▶ THE EXERCISE: Go through the material and pull out every line with the string "components" in it.
□ □ □ □
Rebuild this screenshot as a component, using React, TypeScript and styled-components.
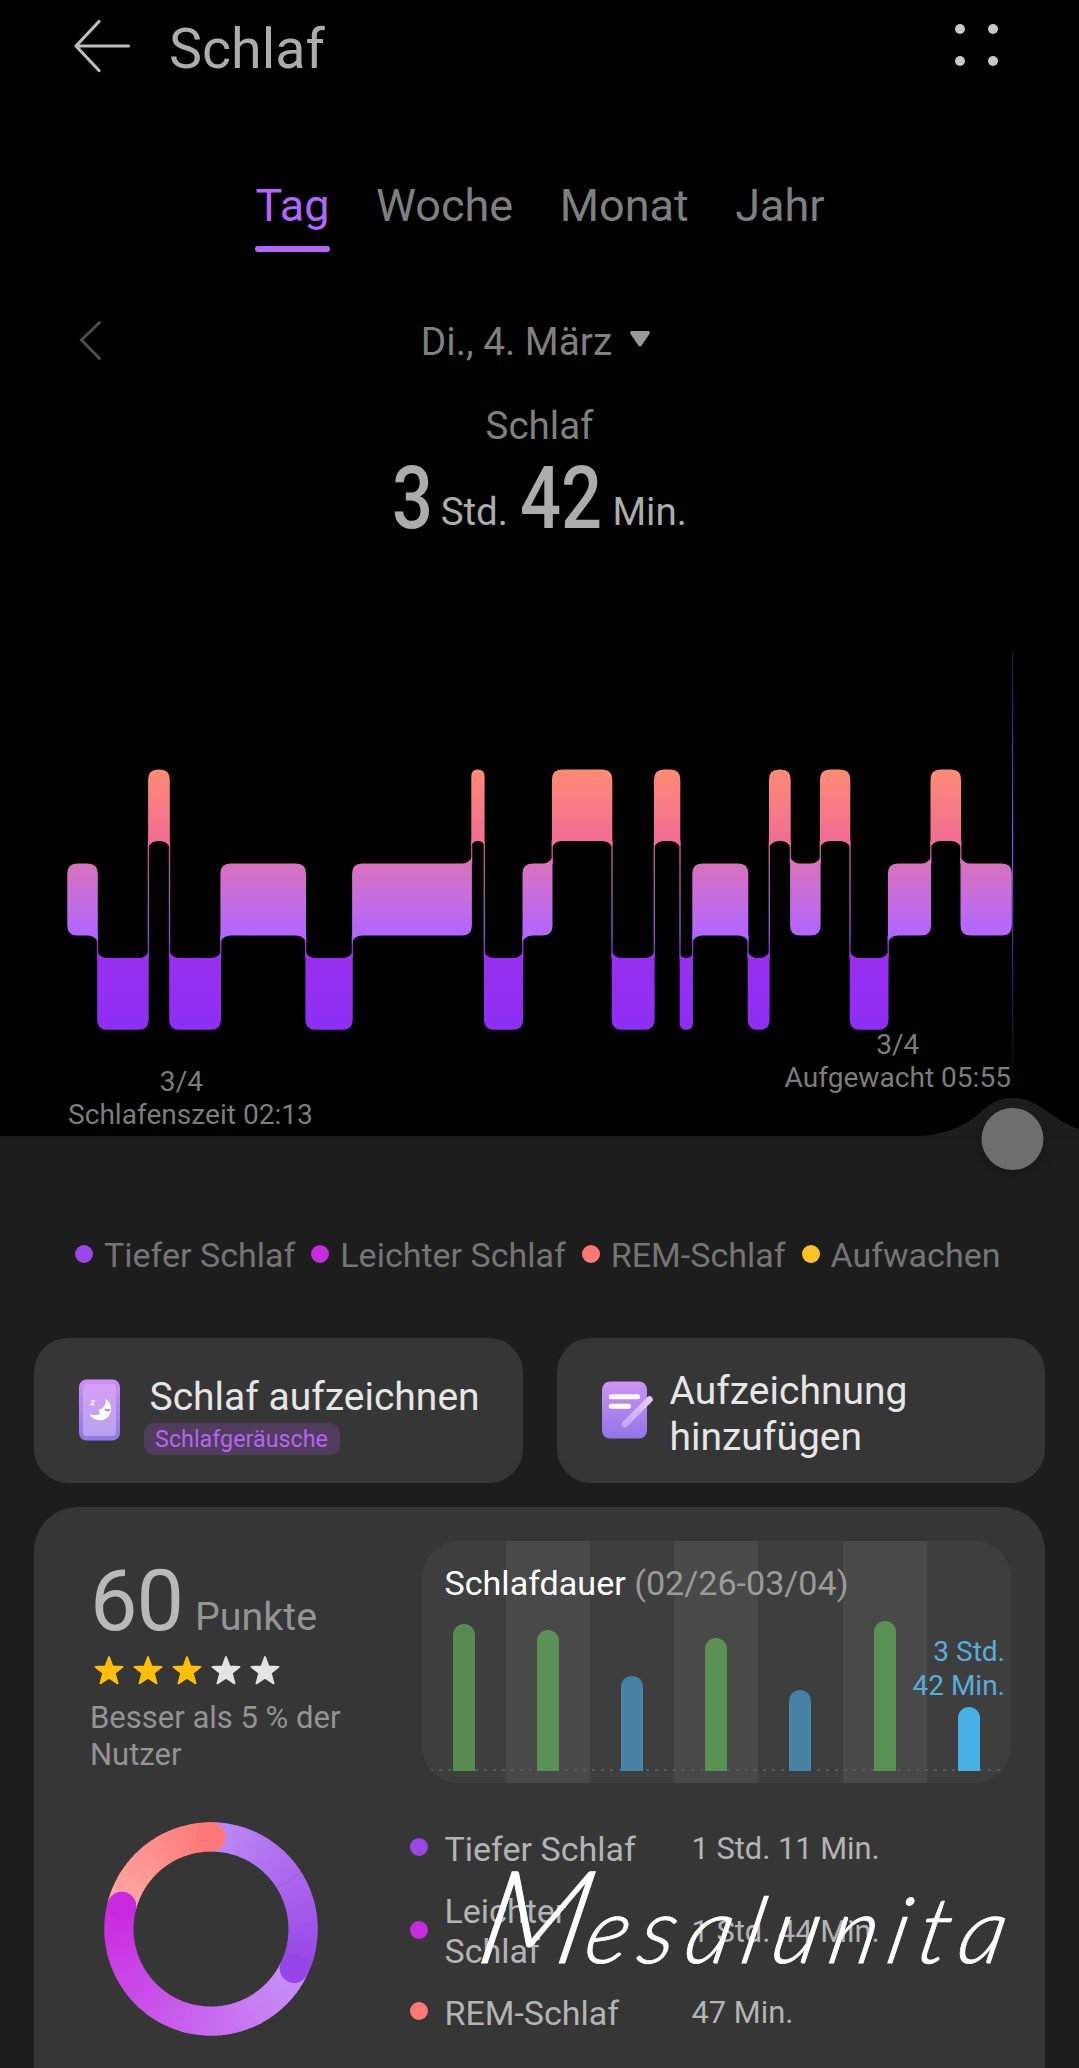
import React from "react";
import styled, { createGlobalStyle } from "styled-components";

const Global = createGlobalStyle`
  html, body { margin: 0; padding: 0; background: #1d1d1d; }
  body { font-family: Roboto, "Noto Sans", sans-serif; overflow: hidden; }
  * { box-sizing: border-box; }
`;

const Screen = styled.div`
  width: 1079px;
  height: 2068px;
  overflow: hidden;
  display: flex;
  flex-direction: column;
  background: #1d1d1d;
`;

const Night = styled.section`
  height: 1136px;
  flex: none;
  display: flex;
  flex-direction: column;
  background: #000;
  position: relative;
`;

const Header = styled.header`
  display: flex;
  align-items: flex-start;
  height: 180px;
  padding: 15px 81px 0 72px;
`;

const BackIcon = styled.svg`
  width: 60px;
  height: 62px;
  flex: none;
`;

const Title = styled.h1`
  margin: 1px 0 0 37px;
  font-size: 55.6px;
  line-height: 66px;
  font-weight: 400;
  color: #acacac;
  flex: 1;
`;

const MoreDots = styled.div`
  display: grid;
  grid-template-columns: 10px 10px;
  gap: 22px 23px;
  padding-top: 9px;
`;

const MoreDot = styled.span`
  width: 10px;
  height: 10px;
  border-radius: 50%;
  background: #c8c8c8;
`;

const Tabs = styled.nav`
  display: flex;
  justify-content: center;
  gap: 46.5px;
  height: 72px;
  padding-left: 1px;
`;

const Tab = styled.button<{ $active?: boolean }>`
  border: 0;
  background: none;
  padding: 0;
  font: 400 45px/52px Roboto, sans-serif;
  color: ${(p) => (p.$active ? "#b266ff" : "#7f7f7f")};
  display: flex;
  flex-direction: column;
  &::after {
    content: "";
    height: 6px;
    margin-top: 14px;
    border-radius: 3px;
    background: ${(p) => (p.$active ? "#b266ff" : "transparent")};
  }
`;

const DateRow = styled.div`
  display: grid;
  grid-template-columns: 22px 1fr 22px;
  align-items: center;
  margin: 67px 79px 0;
  height: 46px;
`;

const Chevron = styled.svg`
  margin-bottom: 3px;
`;

const DateLabel = styled.div`
  display: flex;
  justify-content: center;
  align-items: center;
  gap: 17px;
  padding-right: 7px;
  font-size: 38.8px;
  line-height: 46px;
  color: #7f7f7f;
`;

const Caret = styled.svg`
  margin-bottom: 5px;
`;

const Caption = styled.div`
  margin-top: 38px;
  text-align: center;
  font-size: 38.5px;
  line-height: 46px;
  color: #7f7f7f;
`;

const Total = styled.div`
  display: flex;
  align-items: flex-start;
  justify-content: center;
  height: 102px;
  padding-top: 3.5px;
  color: #acacac;
`;

const Digits = styled.span<{ $w: number }>`
  width: ${(p) => p.$w}px;
  font-size: 88px;
  line-height: 90px;
  font-weight: 500;
  white-space: nowrap;
  transform: scaleX(0.82);
  transform-origin: 0 50%;
`;

const Unit = styled.span<{ $gap?: number }>`
  margin-top: 36px;
  font-size: 38.5px;
  line-height: 46px;
  margin-right: ${(p) => p.$gap ?? 0}px;
`;

const Hypnogram = styled.svg`
  display: block;
  width: 1079px;
  height: 477px;
  overflow: visible;
  flex: none;
`;

const Times = styled.div`
  display: flex;
  justify-content: space-between;
  align-items: flex-start;
  padding: 0 68px;
`;

const TimeLabel = styled.div<{ $drop: number }>`
  margin-top: ${(p) => p.$drop}px;
  font-size: 28.1px;
  line-height: 33px;
  text-align: center;
  color: #7c7c7c;
`;

const TimeDate = styled.div<{ $shift?: number }>`
  padding-right: ${(p) => p.$shift ?? 0}px;
`;

const Scrubber = styled.svg`
  position: absolute;
  left: 0;
  bottom: -60px;
  width: 1079px;
  height: 110px;
`;

const Legend = styled.div`
  display: flex;
  align-items: center;
  gap: 16px;
  margin: 98px 0 0 75px;
  height: 40px;
`;

const LegendItem = styled.div`
  display: flex;
  align-items: center;
  gap: 11px;
  font-size: 34px;
  line-height: 40px;
  color: #757575;
  white-space: nowrap;
`;

const LegendText = styled.span`
  padding-top: 2px;
`;

const Dot = styled.span<{ $c: string }>`
  width: 18px;
  height: 18px;
  border-radius: 50%;
  background: ${(p) => p.$c};
  flex: none;
`;

const Actions = styled.div`
  display: grid;
  grid-template-columns: 1fr 1fr;
  gap: 34px;
  margin: 64px 34px 0;
  height: 145px;
  flex: none;
`;

const ActionCard = styled.div`
  display: flex;
  align-items: center;
  border-radius: 34px;
  background: #363636;
  padding-left: 45px;
  svg {
    margin-bottom: 2px;
  }
`;

const ActionText = styled.div<{ $left: number; $top: number }>`
  margin-left: ${(p) => p.$left}px;
  margin-top: ${(p) => p.$top}px;
  font-size: 39px;
  line-height: 46px;
  color: #e6e6e6;
  white-space: nowrap;
`;

const Tag = styled.div`
  width: 196px;
  height: 32px;
  margin: 3px 0 0 -6px;
  border-radius: 10px;
  background: #513c5d;
  color: #b366f0;
  font-size: 23.3px;
  line-height: 33px;
  text-align: center;
`;

const Summary = styled.section`
  position: relative;
  flex: 1;
  margin: 24px 34px 0;
  border-radius: 44px 44px 0 0;
  background: #363636;
  display: grid;
  grid-template-columns: 387.5px 589.5px;
  grid-template-rows: 242px 1fr;
  padding-top: 34px;
`;

const Score = styled.div`
  padding: 16px 0 0 56px;
`;

const ScoreLine = styled.div`
  display: flex;
  align-items: baseline;
  height: 90px;
  gap: 12px;
  line-height: 90px;
`;

const Points = styled.span`
  font-size: 84.5px;
  color: #b9b9b9;
  letter-spacing: -1px;
`;

const PointsUnit = styled.span`
  font-size: 39.4px;
  color: #949494;
`;

const Stars = styled.div`
  display: flex;
  gap: 7px;
  margin: 7px 0 0 3px;
  height: 32px;
`;

const Compare = styled.p`
  margin: 13px 0 0;
  width: 280px;
  font-size: 31px;
  line-height: 37px;
  color: #949494;
`;

const Panel = styled.div`
  position: relative;
  display: grid;
  grid-template-columns: repeat(7, minmax(0, 1fr));
  border-radius: 37px;
  overflow: hidden;
  background: #3e3e3e;
  &::after {
    content: "";
    position: absolute;
    left: 8px;
    right: 8px;
    bottom: 12px;
    height: 2px;
    background: repeating-linear-gradient(90deg, #5a5a5a 0 3px, transparent 3px 9px);
  }
`;

const Day = styled.div<{ $alt: boolean }>`
  display: flex;
  flex-direction: column;
  justify-content: flex-end;
  align-items: center;
  padding-bottom: 12px;
  background: ${(p) => (p.$alt ? "#494949" : "#3e3e3e")};
`;

const Bar = styled.div<{ $c: string; $h: number }>`
  position: relative;
  z-index: 1;
  width: 22px;
  height: ${(p) => p.$h}px;
  border-radius: 11px 11px 0 0;
  background: ${(p) => p.$c};
`;

const BarLabel = styled.div`
  position: relative;
  z-index: 1;
  align-self: flex-end;
  margin: 0 6px 4px 0;
  text-align: right;
  white-space: nowrap;
  font-size: 28px;
  line-height: 34px;
  color: #55aedb;
`;

const PanelTitle = styled.div`
  position: absolute;
  left: 23px;
  top: 22px;
  font-size: 34.1px;
  line-height: 40px;
  color: #fff;
  white-space: nowrap;
`;

const Range = styled.span`
  color: #9b9b9b;
`;

const RingCell = styled.div`
  padding: 39px 0 0 69.7px;
`;

const Phases = styled.div`
  display: flex;
  flex-direction: column;
  margin-left: -12px;
  padding-top: 23px;
`;

const Phase = styled.div`
  display: grid;
  grid-template-columns: 18px 230px 1fr;
  column-gap: 17px;
  align-items: center;
  height: 82px;
  font-size: 34px;
  line-height: 40px;
  color: #b4b4b4;
`;

const PhaseName = styled.div<{ $narrow?: boolean }>`
  width: ${(p) => (p.$narrow ? "150px" : "auto")};
  padding-top: 3px;
`;

const PhaseValue = styled.div`
  font-size: 30.8px;
  padding-top: 4px;
`;

const Signature = styled.div`
  position: absolute;
  left: 433px;
  top: 341px;
  display: flex;
  align-items: baseline;
  font-family: Lato, sans-serif;
  font-weight: 300;
  font-style: italic;
  line-height: 130px;
  color: #fff;
  -webkit-text-stroke: 0.8px #fff;
  white-space: nowrap;
  transform: skewX(-12deg);
  transform-origin: 0 100%;
`;

const SignatureInitial = styled.span`
  font-size: 129px;
  margin-right: -1px;
`;

const SignatureRest = styled.span`
  font-size: 92px;
  letter-spacing: 10.5px;
`;

type Stage = "R" | "L" | "D";
const ORIGIN = 551;
const BAND: Record<Stage, [number, number]> = {
  R: [769.4, 841],
  L: [863.6, 935.4],
  D: [958, 1029.8],
};
const RANK: Record<Stage, number> = { R: 0, L: 1, D: 2 };
const STAGES = "LDRDLDLRDLRDRDLDRLRDLRL".split("") as Stage[];
const EDGES = [
  67.6, 97.5, 148.4, 169.5, 220.7, 305.7, 352.4, 471.6, 484.3, 522.8, 552.2, 612, 654.3, 680,
  692.6, 748, 769.3, 790.4, 820.3, 850, 888.2, 930.8, 960.8, 1011.5,
];

function segmentPath(i: number) {
  const s = STAGES[i];
  const x0 = EDGES[i] - 0.3;
  const x1 = EDGES[i + 1] + 0.3;
  const [t, b] = BAND[s];
  const r = Math.min(10, (x1 - x0) / 2);
  const f = r * 0.6;
  const prev = i > 0 ? RANK[STAGES[i - 1]] - RANK[s] : 0;
  const next = i < STAGES.length - 1 ? RANK[STAGES[i + 1]] - RANK[s] : 0;
  const d: string[] = [];
  d.push(prev < 0 ? `M${x0} ${t - f} Q${x0 + r * 0.35} ${t} ${x0 + r} ${t}` : `M${x0} ${t + r} Q${x0} ${t} ${x0 + r} ${t}`);
  d.push(`L${x1 - r} ${t}`);
  d.push(next < 0 ? `Q${x1 - r * 0.35} ${t} ${x1} ${t - f}` : `Q${x1} ${t} ${x1} ${t + r}`);
  d.push(next > 0 ? `L${x1} ${b + f} Q${x1 - r * 0.35} ${b} ${x1 - r} ${b}` : `L${x1} ${b - r} Q${x1} ${b} ${x1 - r} ${b}`);
  d.push(`L${x0 + r} ${b}`);
  d.push(prev > 0 ? `Q${x0 + r * 0.35} ${b} ${x0} ${b + f}` : `Q${x0} ${b} ${x0} ${b - r}`);
  return d.join(" ") + "Z";
}

function SleepChart() {
  return (
    <Hypnogram viewBox={`0 ${ORIGIN} 1079 477`}>
      <defs>
        <linearGradient id="stages" gradientUnits="userSpaceOnUse" x1="0" y1="769" x2="0" y2="1030">
          <stop offset="0" stopColor="#ff8c74" />
          <stop offset="0.276" stopColor="#f26c94" />
          <stop offset="0.363" stopColor="#d972bd" />
          <stop offset="0.636" stopColor="#b266ff" />
          <stop offset="0.724" stopColor="#9830f0" />
          <stop offset="1" stopColor="#8e2ef4" />
        </linearGradient>
        <linearGradient id="cursor" gradientUnits="userSpaceOnUse" x1="0" y1="652" x2="0" y2="1092">
          <stop offset="0" stopColor="#5a3cc8" stopOpacity="0.35" />
          <stop offset="0.43" stopColor="#8058ff" stopOpacity="1" />
          <stop offset="1" stopColor="#5a3cc8" stopOpacity="0.05" />
        </linearGradient>
      </defs>
      {STAGES.map((_, i) => (
        <path key={i} d={segmentPath(i)} fill="url(#stages)" />
      ))}
      {STAGES.slice(1).map((s, i) => {
        const a = BAND[STAGES[i]];
        const b = BAND[s];
        const y0 = Math.min(a[1], b[1]);
        const y1 = Math.max(a[0], b[0]);
        return (
          <rect key={i} x={EDGES[i + 1] - 0.7} y={y0} width="1.4" height={y1 - y0} fill="url(#stages)" opacity="0.8" />
        );
      })}
      <rect x="1012" y="652" width="1.2" height="440" fill="url(#cursor)" />
    </Hypnogram>
  );
}

function mix(a: number[], b: number[], t: number) {
  return `rgb(${a.map((v, i) => Math.round(v + (b[i] - v) * t)).join(",")})`;
}

const ARCS = [
  { from: 0, to: 115.3, a: [190, 138, 245], b: [151, 69, 230] },
  { from: 115.3, to: 284.3, a: [199, 146, 248], b: [202, 42, 223] },
  { from: 284.3, to: 360, a: [255, 168, 163], b: [255, 120, 120] },
];

function point(deg: number, r: number) {
  const t = ((deg - 90) * Math.PI) / 180;
  return [107 + r * Math.cos(t), 107 + r * Math.sin(t)];
}

function Ring() {
  const R = 92.1;
  const W = 29.2;
  return (
    <svg width="214" height="214" viewBox="0 0 214 214">
      {ARCS.map((arc, k) => {
        const n = 60;
        const step = (arc.to - arc.from) / n;
        return Array.from({ length: n }, (_, i) => {
          const [x0, y0] = point(arc.from + i * step, R);
          const [x1, y1] = point(arc.from + (i + 1) * step + (i < n - 1 ? 0.6 : 0), R);
          return (
            <path key={`${k}-${i}`} d={`M${x0} ${y0}A${R} ${R} 0 0 1 ${x1} ${y1}`} fill="none" strokeWidth={W} stroke={mix(arc.a, arc.b, i / (n - 1))} />
          );
        });
      })}
      {ARCS.map((arc, k) => {
        const [x, y] = point(arc.to, R);
        return <circle key={k} cx={x} cy={y} r={W / 2} fill={mix(arc.a, arc.b, 1)} />;
      })}
      <path d={`M${point(58, 78).join(" ")}L${point(58, 106).join(" ")}`} stroke="#9a5bd8" strokeWidth="1" />
    </svg>
  );
}

const Star = ({ on }: { on: boolean }) => (
  <svg width="32" height="32" viewBox="0 0 32 32">
    <path
      d="M16 3 L19.5 12.3 L29.6 12.8 L21.8 19.1 L24.6 29.4 L16 23.8 L7.4 29.4 L10.2 19.1 L2.4 12.8 L12.5 12.3Z"
      fill={on ? "#ffbf05" : "#e5e3e5"}
      stroke={on ? "#ffbf05" : "#e5e3e5"}
      strokeWidth="1.8"
      strokeLinejoin="round"
    />
  </svg>
);

const PhoneMoon = () => (
  <svg width="41" height="62" viewBox="0 0 41 62">
    <defs>
      <linearGradient id="phoneEdge" x1="0" y1="0" x2="0" y2="1">
        <stop offset="0" stopColor="#cf8ff0" />
        <stop offset="1" stopColor="#8f78e6" />
      </linearGradient>
      <linearGradient id="phoneFace" x1="0" y1="0" x2="0" y2="1">
        <stop offset="0" stopColor="#d6a0f5" />
        <stop offset="1" stopColor="#b7a2ee" />
      </linearGradient>
    </defs>
    <rect x="0" y="0.5" width="41" height="61" rx="7.5" fill="url(#phoneEdge)" />
    <rect x="4" y="5" width="33" height="52" rx="4" fill="url(#phoneFace)" />
    <path
      d="M26.5 20 C31 22.6 33 27.4 31.9 32.2 C30.4 38.4 25.2 41.6 20.2 41.2 C15.6 40.8 12.2 38.6 10.6 35 C13.8 36.6 18 36.6 21.2 34.4 L20.2 32.6 L19.6 30.6 L22 29.9 C25.6 28.4 27.4 24.6 26.5 20Z"
      fill="#fff"
    />
    <path d="M26 30 Q28.2 32.6 31 30.6" fill="none" stroke="#a07fe0" strokeWidth="1.8" />
    <path d="M12 22h3.2l-3.2 3.6h3.4" fill="none" stroke="#fff" strokeWidth="1.2" />
  </svg>
);

const NotePen = () => (
  <svg width="52" height="58" viewBox="0 0 52 58">
    <defs>
      <linearGradient id="note" x1="0" y1="0" x2="0" y2="1">
        <stop offset="0" stopColor="#cf92f3" />
        <stop offset="1" stopColor="#9175e8" />
      </linearGradient>
      <linearGradient id="pen" x1="1" y1="0" x2="0" y2="1">
        <stop offset="0" stopColor="#e5c6fa" />
        <stop offset="1" stopColor="#c3aaf4" />
      </linearGradient>
    </defs>
    <rect x="0" y="0.5" width="45" height="57" rx="8" fill="url(#note)" />
    <path d="M9.3 15.7H35.6M9.3 25.3H26.5" stroke="#fff" strokeWidth="5" strokeLinecap="round" />
    <path d="M22.8 43.2L47.5 18.5" stroke="url(#pen)" strokeWidth="6.4" strokeLinecap="round" />
  </svg>
);

const DAYS = [
  { h: 147, c: "#588b52" },
  { h: 141, c: "#5b9055" },
  { h: 95, c: "#4682a3" },
  { h: 133, c: "#5b9055" },
  { h: 81, c: "#4682a3" },
  { h: 150, c: "#5b9055" },
  { h: 64, c: "#47b1e6" },
];

const LEGEND = [
  ["#9a48e8", "Tiefer Schlaf"],
  ["#c92ce0", "Leichter Schlaf"],
  ["#ff7878", "REM-Schlaf"],
  ["#ffc224", "Aufwachen"],
];

export default function App() {
  return (
    <>
      <Global />
      <Screen>
        <Night>
          <Header>
            <BackIcon viewBox="0 0 60 62" fill="none" stroke="#bdbdbd" strokeWidth="3.2" strokeLinecap="round">
              <path d="M27 6.5L4 31L27 55.5M4 31H56.5" strokeLinejoin="round" />
            </BackIcon>
            <Title>Schlaf</Title>
            <MoreDots>
              <MoreDot />
              <MoreDot />
              <MoreDot />
              <MoreDot />
            </MoreDots>
          </Header>
          <Tabs>
            <Tab $active>Tag</Tab>
            <Tab>Woche</Tab>
            <Tab>Monat</Tab>
            <Tab>Jahr</Tab>
          </Tabs>
          <DateRow>
            <Chevron width="24" height="40" viewBox="0 0 24 40" fill="none" stroke="#4c4c4c" strokeWidth="3" strokeLinecap="round">
              <path d="M20.5 1.5L2.5 19L20.5 37.5" />
            </Chevron>
            <DateLabel>
              Di., 4. März
              <Caret width="22" height="18" viewBox="0 0 22 18">
                <path d="M3 1H19Q22 1.4 20.4 4L12.6 15.4Q11 17.4 9.4 15.4L1.6 4Q0 1.4 3 1Z" fill="#999" transform="translate(0 -1)" />
              </Caret>
            </DateLabel>
          </DateRow>
          <Caption>Schlaf</Caption>
          <Total>
            <Digits $w={48.5}>3</Digits>
            <Unit $gap={12}>Std.</Unit>
            <Digits $w={92.5}>42</Digits>
            <Unit>Min.</Unit>
          </Total>
          <SleepChart />
          <Times>
            <TimeLabel $drop={37}>
              <TimeDate $shift={18}>3/4</TimeDate>
              Schlafenszeit 02:13
            </TimeLabel>
            <TimeLabel $drop={0}>
              <TimeDate>3/4</TimeDate>
              Aufgewacht 05:55
            </TimeLabel>
          </Times>
          <Scrubber viewBox="0 1086 1079 110">
            <defs>
              <filter id="soft" x="-50%" y="-50%" width="200%" height="200%">
                <feGaussianBlur stdDeviation="6" />
              </filter>
            </defs>
            <path d="M905 1136.5C985 1136 975 1098 1012.5 1098C1040 1098 1050 1120 1079 1129V1137H905Z" fill="#1d1d1d" />
            <rect x="0" y="1136" width="1079" height="1" fill="#181818" />
            <circle cx="1012.5" cy="1143" r="32" fill="#000" opacity="0.25" filter="url(#soft)" />
            <circle cx="1012.5" cy="1139" r="31" fill="#6e6e6e" />
          </Scrubber>
        </Night>
        <Legend>
          {LEGEND.map(([c, label]) => (
            <LegendItem key={label}>
              <Dot $c={c} />
              <LegendText>{label}</LegendText>
            </LegendItem>
          ))}
        </Legend>
        <Actions>
          <ActionCard>
            <PhoneMoon />
            <ActionText $left={29.5} $top={8}>
              Schlaf aufzeichnen
              <Tag>Schlafgeräusche</Tag>
            </ActionText>
          </ActionCard>
          <ActionCard>
            <NotePen />
            <ActionText $left={16} $top={6}>
              Aufzeichnung
              <br />
              hinzufügen
            </ActionText>
          </ActionCard>
        </Actions>
        <Summary>
          <Score>
            <ScoreLine>
              <Points>60</Points>
              <PointsUnit>Punkte</PointsUnit>
            </ScoreLine>
            <Stars>
              {[1, 2, 3, 4, 5].map((n) => (
                <Star key={n} on={n <= 3} />
              ))}
            </Stars>
            <Compare>Besser als 5 % der Nutzer</Compare>
          </Score>
          <Panel>
            {DAYS.map((d, i) => (
              <Day key={i} $alt={i % 2 === 1}>
                {i === 6 && (
                  <BarLabel>
                    3 Std.
                    <br />
                    42 Min.
                  </BarLabel>
                )}
                <Bar $c={d.c} $h={d.h} />
              </Day>
            ))}
            <PanelTitle>
              Schlafdauer <Range>(02/26-03/04)</Range>
            </PanelTitle>
          </Panel>
          <RingCell>
            <Ring />
          </RingCell>
          <Phases>
            <Phase>
              <Dot $c="#9a48e8" />
              <PhaseName>Tiefer Schlaf</PhaseName>
              <PhaseValue>1 Std. 11 Min.</PhaseValue>
            </Phase>
            <Phase>
              <Dot $c="#c92ce0" />
              <PhaseName $narrow>Leichter Schlaf</PhaseName>
              <PhaseValue>1 Std. 44 Min.</PhaseValue>
            </Phase>
            <Phase>
              <Dot $c="#ff7878" />
              <PhaseName>REM-Schlaf</PhaseName>
              <PhaseValue>47 Min.</PhaseValue>
            </Phase>
          </Phases>
          <Signature>
            <SignatureInitial>M</SignatureInitial>
            <SignatureRest>esalunita</SignatureRest>
          </Signature>
        </Summary>
      </Screen>
    </>
  );
}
□ □ □ □
▶ FINISHED TASK:
Rebuild this screenshot as a component, using React, TypeScript and styled-components.
import styled, { createGlobalStyle } from "styled-components";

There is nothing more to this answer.